The Olympic Games Tokyo 2020 run July 24-Aug. 9, 2020, and while they may a year away there’s a lot to learn on your quest to becoming the ultimate fan. Each Tuesday leading up to the Games, TeamUSA.org will present a nugget you should read about – from athletes to watch to storylines to follow to Japanese culture and landmarks – as part of “Tokyo 2020 Tuesday.” Follow along on social media with the hashtag #Tokyo2020Tuesday.
One fun fact that often comes up whenever an Olympic Games rolls around is that actress Geena Davis competed at the 2000 U.S. Olympic Team Trials for Archery.
Another fun fact that you may not know is that while Davis was indeed an elite archer — she finished in the top 32 out of 300 athletes — one need not be to enter the trials. All you need to be is a member of USA Archery and pay $125 to register.
But while a Cinderella run by a no-name archer might make for a good movie of the week, it’s obviously not likely that an amateur will make a serious Olympic bid going up against a field that includes Olympians and world champions. This weekend’s first stage in Dublin, Ohio, is the first of four, and archers that want to qualify for the Games must survive all four. Athletes accumulate points in a variety of events based on their ranking or they can earn bonus points by achieving certain high marks.

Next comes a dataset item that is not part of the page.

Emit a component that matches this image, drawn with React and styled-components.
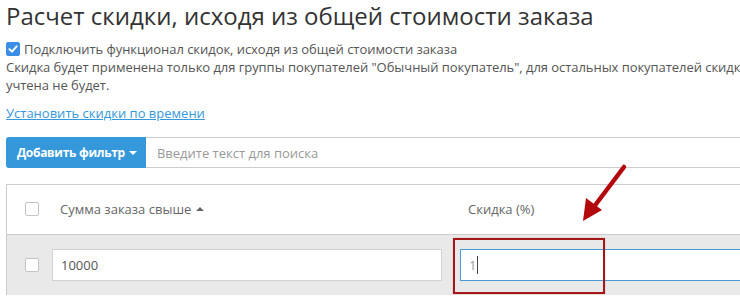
import React from 'react';
import styled, { createGlobalStyle } from 'styled-components';

const GlobalStyle = createGlobalStyle`
    html, body {
        margin: 0;
        padding: 0;
        background: #ffffff;
        overflow: hidden;
    }
    body {
        font-family: "Open Sans", "Liberation Sans", sans-serif;
        font-size: 13px;
        color: #555;
    }
`;

const Page = styled.div`
    position: relative;
    width: 900px;
    padding: 1px 0 0 6px;
`;

const Title = styled.h1`
    margin: 0;
    font-size: 24px;
    line-height: 30px;
    font-weight: 400;
    color: #333;
`;

const Info = styled.div`
    margin-top: 9px;
    width: 752px;
    line-height: 18px;
    color: #555;
    letter-spacing: -0.05px;
`;

const CheckLabel = styled.label`
    display: flex;
    align-items: center;
    gap: 4px;
`;

const Box = styled.span`
    display: inline-flex;
    align-items: center;
    justify-content: center;
    box-sizing: border-box;
    width: 14px;
    height: 14px;
    border-radius: 2px;
    background: ${({ checked }) => (checked ? '#3a8ee6' : '#fff')};
    border: 1px solid ${({ checked }) => (checked ? '#3a8ee6' : '#c4c4c4')};
    flex-shrink: 0;
`;

const TimeLink = styled.a`
    display: inline-block;
    margin-top: 10px;
    line-height: 18px;
    color: #3498db;
    text-decoration: underline;
`;

const Toolbar = styled.div`
    display: flex;
    margin-top: 15px;
    height: 31px;
`;

const FilterButton = styled.button`
    display: flex;
    align-items: center;
    gap: 4px;
    height: 31px;
    padding: 0 9px 0 11px;
    border: none;
    border-radius: 3px 0 0 3px;
    background: #3498db;
    color: #fff;
    font-family: inherit;
    font-size: 12px;
    font-weight: 700;
    letter-spacing: -0.3px;
`;

const Caret = styled.span`
    width: 0;
    height: 0;
    border-left: ${({ up }) => (up ? 4 : 4.5)}px solid transparent;
    border-right: ${({ up }) => (up ? 4 : 4.5)}px solid transparent;
    ${({ up, color }) =>
        up
            ? `border-bottom: 4px solid ${color};`
            : `border-top: 4px solid ${color};`}
`;

const Search = styled.div`
    flex: 1;
    display: flex;
    align-items: center;
    box-sizing: border-box;
    padding-left: 11px;
    border-top: 1px solid #ccc;
    border-bottom: 1px solid #ccc;
    color: #999;
`;

const Table = styled.div`
    margin-top: 16px;
    border-left: 1px solid #ccc;
    border-top: 1px solid #ccc;
    display: grid;
    grid-template-columns: 36px 408px 408px;
`;

const Row = styled.div`
    display: contents;
`;

const Cell = styled.div`
    display: flex;
    align-items: center;
    box-sizing: border-box;
    height: ${({ head }) => (head ? '50px' : '60px')};
    padding: ${({ check }) => (check ? '0 0 0 18px' : '0 9px')};
    background: ${({ head }) => (head ? '#fff' : '#e9e9e9')};
    border-bottom: ${({ head }) => (head ? '1px solid #ccc' : 'none')};
    padding-bottom: ${({ head }) => (head ? '2px' : '0')};
`;

const HeadText = styled.span`
    display: flex;
    align-items: center;
    gap: 5px;
    padding-left: 8px;
    color: #666;
`;

const Field = styled.div`
    display: flex;
    align-items: center;
    width: 100%;
    height: 32px;
    box-sizing: border-box;
    padding-left: 8px;
    background: #fff;
    border: 1px solid ${({ focused }) => (focused ? '#4b9ad6' : '#d2d2d2')};
    color: ${({ focused }) => (focused ? '#999' : '#555')};
`;

const Cursor = styled.span`
    display: inline-block;
    width: 1px;
    height: 18px;
    margin-left: 1px;
    background: #444;
`;

const Highlight = styled.div`
    position: absolute;
    left: 453px;
    top: 238px;
    width: 152px;
    height: 56px;
    box-sizing: border-box;
    border: 2px solid #a3161a;
    box-shadow: 0 0 1px rgba(163, 22, 26, 0.4);
`;

const Arrow = styled.svg`
    position: absolute;
    left: 575px;
    top: 160px;
`;

const CheckMark = () => (
    <svg width="10" height="10" viewBox="0 0 10 10">
        <path d="M1.5 5.2 L4 7.6 L8.6 2.4" fill="none" stroke="#fff" strokeWidth="2" strokeLinecap="round" strokeLinejoin="round" />
    </svg>
);

export default function App() {
    return (
        <Page>
            <GlobalStyle />
            <Title>Расчет скидки, исходя из общей стоимости заказа</Title>
            <Info>
                <CheckLabel>
                    <Box checked><CheckMark /></Box>
                    Подключить функционал скидок, исходя из общей стоимости заказа
                </CheckLabel>
                Скидка будет применена только для группы покупателей "Обычный покупатель", для остальных покупателей скидка учтена не будет.
            </Info>
            <TimeLink>Установить скидки по времени</TimeLink>
            <Toolbar>
                <FilterButton>
                    Добавить фильтр
                    <Caret color="#fff" />
                </FilterButton>
                <Search>Введите текст для поиска</Search>
            </Toolbar>
            <Table>
                <Row>
                    <Cell head check><Box /></Cell>
                    <Cell head>
                        <HeadText>
                            Сумма заказа свыше
                            <Caret up color="#666" />
                        </HeadText>
                    </Cell>
                    <Cell head><HeadText>Скидка (%)</HeadText></Cell>
                </Row>
                <Row>
                    <Cell check><Box /></Cell>
                    <Cell><Field>10000</Field></Cell>
                    <Cell><Field focused>1<Cursor /></Field></Cell>
                </Row>
            </Table>
            <Highlight />
            <Arrow width="60" height="66" viewBox="0 0 60 66">
                <path d="M49 7 L18 48" stroke="#b3080c" strokeWidth="4.5" strokeLinecap="round" />
                <path d="M8 61 L11 38 L27 50 Z" fill="#b3080c" />
            </Arrow>
        </Page>
    );
}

The first stage is the 135th U.S. National Target Championships. Athletes will take aim from 70 meters out in two rounds of 72 arrows each to shoot as best they can and earn points based on their ranking. The second stage is the Texas Shootout Sept. 30-Oct. 1. That stage consists of another 72-arrow round. After this round, all but the top 16 athletes will be cut. Then, each athlete will compete against the other in a series of round-robin matches. Athletes earn one point for a win and zero for a loss.
The third event takes place next April in Chula Vista, California. After two more 72-arrow rounds and another round-robin, eight more athletes are cut. The remaining archers will then take part in a team simulation, shooting 36 arrows each across six ends after which they will be ranked relative to each other. Another round-robin, this time of seven matches, follows.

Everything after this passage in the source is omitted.